**OBJECTIVE**
Look through the lines below and extract any with the word "React".

══ SOURCE DATA

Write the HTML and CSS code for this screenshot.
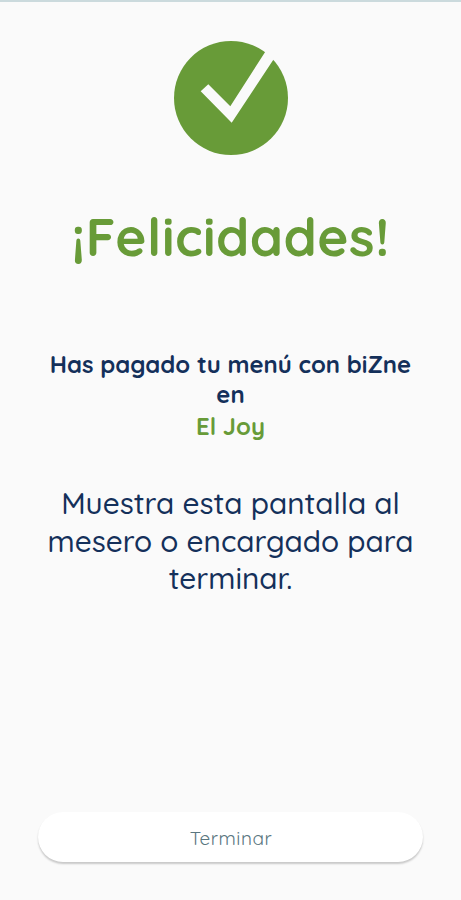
FILE: index.html
```html
<!DOCTYPE html>
<html lang="es">

<head>
	<meta charset="utf-8">
	<meta name="viewport" content="width=device-width, initial-scale=1">
	<title>biZne - Pago realizado</title>
	<link rel="stylesheet" href="styles.css">
</head>

<body>
	<main class="screen">
		<svg class="check" viewBox="0 0 114 114" aria-hidden="true">
			<circle class="check-circle" cx="57" cy="57" r="57" />
			<path class="check-mark" d="M26.7 50.3 34.3 43.3 56.3 65.2 93.4 7.5 98 5 104 12 99.5 18.5 57.7 81.7Z" />
		</svg>
		<h1 class="title">¡Felicidades!</h1>
		<p class="paid">Has pagado tu menú con biZne<br>en</p>
		<p class="place">El Joy</p>
		<p class="message">Muestra esta pantalla al<br>mesero o encargado para<br>terminar.</p>
		<button class="finish-btn" type="button">Terminar</button>
	</main>
</body>

</html>
```
FILE: styles.css
```css
* {
	box-sizing: border-box;
}

body {
	margin: 0;
	background-color: #fafafa;
	font-family: Quicksand, Lato, sans-serif;
	color: #14305a;
}

.screen {
	display: flex;
	flex-direction: column;
	align-items: center;
	height: 900px;
	padding: 39px 38px 38px;
	border-top: 2px solid #cbdadd;
	text-align: center;
}

.check {
	flex: none;
	width: 114px;
	height: 114px;
}

.check-circle {
	fill: #689b38;
}

.check-mark {
	fill: #fafafa;
}

.title {
	margin: 49px 0 0;
	font-size: 53px;
	line-height: 64px;
	font-weight: 700;
	letter-spacing: 0.5px;
	white-space: nowrap;
	color: #689b38;
}

.paid {
	margin: 81px 0 0;
	font-size: 23.9px;
	line-height: 30px;
	font-weight: 700;
	white-space: nowrap;
}

.place {
	margin: 1px 0 0;
	font-size: 23.9px;
	line-height: 32px;
	font-weight: 700;
	color: #689b38;
}

.message {
	margin: 42px 0 0;
	font-size: 29.7px;
	line-height: 37.6px;
	font-weight: 500;
	white-space: nowrap;
}

.finish-btn {
	width: 385px;
	height: 50px;
	margin-top: auto;
	padding: 2px 0 0 1px;
	border: none;
	border-radius: 25px;
	background-color: #fff;
	box-shadow: 0 2px 2px rgba(0, 0, 0, 0.2);
	font-family: inherit;
	font-size: 19px;
	font-weight: 400;
	letter-spacing: 0.5px;
	color: #5a7680;
	cursor: pointer;
}
```
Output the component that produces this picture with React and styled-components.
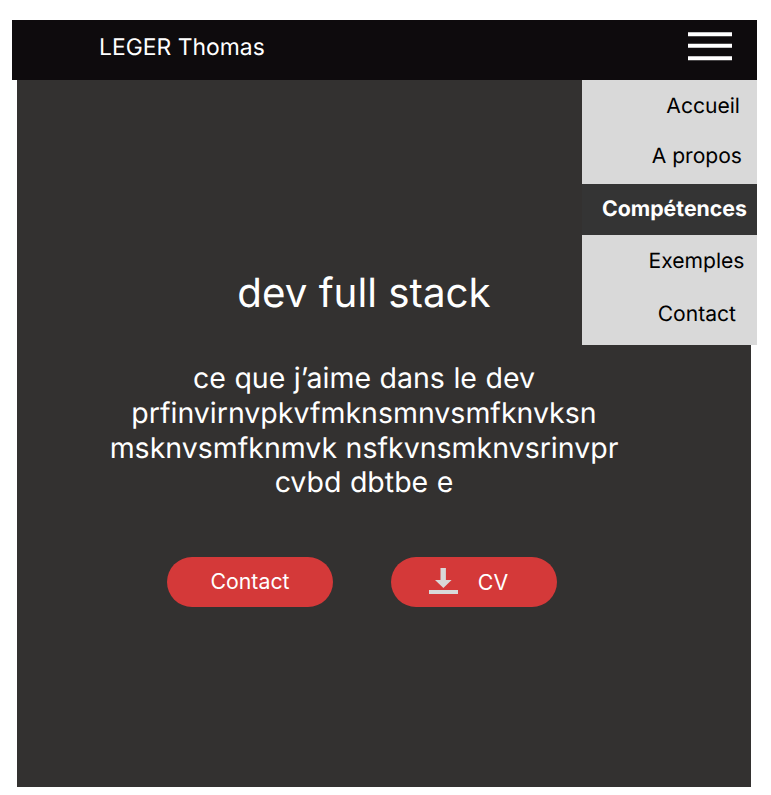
import React from "react";
import styled, { createGlobalStyle } from "styled-components";

const Global = createGlobalStyle`
  * { box-sizing: border-box; }
  body { margin: 0; background: #fff; font-family: Inter, sans-serif; overflow: hidden; text-rendering: geometricPrecision; }
`;
const Page = styled.div`
  position: relative;
  width: 771px;
  height: 795px;
  padding: 20px 14px 8px 12px;
`;
const Header = styled.header`
  display: flex;
  align-items: flex-start;
  justify-content: space-between;
  height: 60px;
  padding: 12px 25px 0 87px;
  background: #0e0b0d;
  color: #fff;
`;
const Brand = styled.div`
  font-size: 22.9px;
  line-height: 28px;
  white-space: nowrap;
  margin-top: 1px;
`;
const MenuIcon = styled.svg`
  display: block;
  width: 44px;
  height: 29px;
`;
const MenuButton = styled.button`
  padding: 0;
  border: 0;
  background: none;
`;
const Hero = styled.main`
  display: flex;
  flex-direction: column;
  align-items: center;
  width: 734px;
  height: 707px;
  margin-left: 5px;
  padding-top: 188px;
  background: #333130;
  color: #fff;
  text-align: center;
`;
const Title = styled.h1`
  margin: 0 40px 0 0;
  font-size: 40.3px;
  font-weight: 400;
  line-height: 50px;
`;
const Text = styled.p`
  margin: 43px 40px 0 0;
  font-size: 28.5px;
  word-spacing: 0.5px;
  line-height: 34.75px;
  white-space: nowrap;
`;
const Actions = styled.div`
  display: flex;
  gap: 57.5px;
  margin: 56.6px 44.5px 0 0;
`;
const Pill = styled.button`
  display: flex;
  align-items: center;
  justify-content: center;
  gap: 20px;
  width: 166px;
  height: 50px;
  padding: 0 ${(p) => p.$shift || 0}px ${(p) => p.$lift || 0}px 0;
  border: 0;
  border-radius: 25px;
  background: #d43939;
  color: #fff;
  font: 400 21.3px/26px Inter, sans-serif;
`;
const DownloadIcon = styled.svg`
  width: 29px;
  height: 26px;
  margin-top: -1px;
`;
const Menu = styled.nav`
  position: absolute;
  top: 80px;
  left: 582.4px;
  width: 174.6px;
  height: 265px;
  background: #d9d9d9;
`;
const MenuItem = styled.a`
  display: flex;
  align-items: center;
  justify-content: flex-end;
  height: ${(p) => p.$h}px;
  padding-top: ${(p) => p.$drop || 0}px;
  padding-right: ${(p) => p.$right}px;
  padding-bottom: ${(p) => p.$lift || 0}px;
  background: ${(p) => (p.$active ? "#343434" : "transparent")};
  color: ${(p) => (p.$active ? "#fff" : "#000")};
  font-size: ${(p) => (p.$active ? 21.3 : 21.1)}px;
  font-weight: ${(p) => (p.$active ? 700 : 400)};
`;

const items = [
  { label: "Accueil", h: 52, right: 17 },
  { label: "A propos", h: 52, right: 15, lift: 3 },
  { label: "Compétences", h: 51, right: 10, lift: 2, active: true },
  { label: "Exemples", h: 51, right: 12.5, drop: 1 },
  { label: "Contact", h: 55, right: 21, drop: 1 },
];

export default function App() {
  return (
    <Page>
      <Global />
      <Header>
        <Brand>LEGER Thomas</Brand>
        <MenuButton aria-label="Menu">
          <MenuIcon viewBox="0 0 44 29" fill="#fff">
            <path d="M0 .2h44v4H0zM0 11.8h44v4H0zM0 24.2h44v4H0z" />
          </MenuIcon>
        </MenuButton>
      </Header>
      <Hero>
        <Title>dev full stack</Title>
        <Text>
          ce que j’aime dans le dev<br />
          prfinvirnvpkvfmknsmnvsmfknvksn<br />
          msknvsmfknmvk nsfkvnsmknvsrinvpr<br />
          cvbd dbtbe e
        </Text>
        <Actions>
          <Pill $lift={2}>Contact</Pill>
          <Pill $shift={10}>
            <DownloadIcon viewBox="0 0 29 26" fill="#d9d9d9">
              <path d="M11.5 0h5.4v12h5.7l-8.2 8-8.4-8h5.5zM0 22h29v4H0z" />
            </DownloadIcon>
            CV
          </Pill>
        </Actions>
      </Hero>
      <Menu>
        {items.map((i) => (
          <MenuItem key={i.label} $h={i.h} $right={i.right} $lift={i.lift} $drop={i.drop} $active={i.active}>{i.label}</MenuItem>
        ))}
      </Menu>
    </Page>
  );
}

════

**COMPLETED EXERCISE**
Output the component that produces this picture with React and styled-components.
import React from "react";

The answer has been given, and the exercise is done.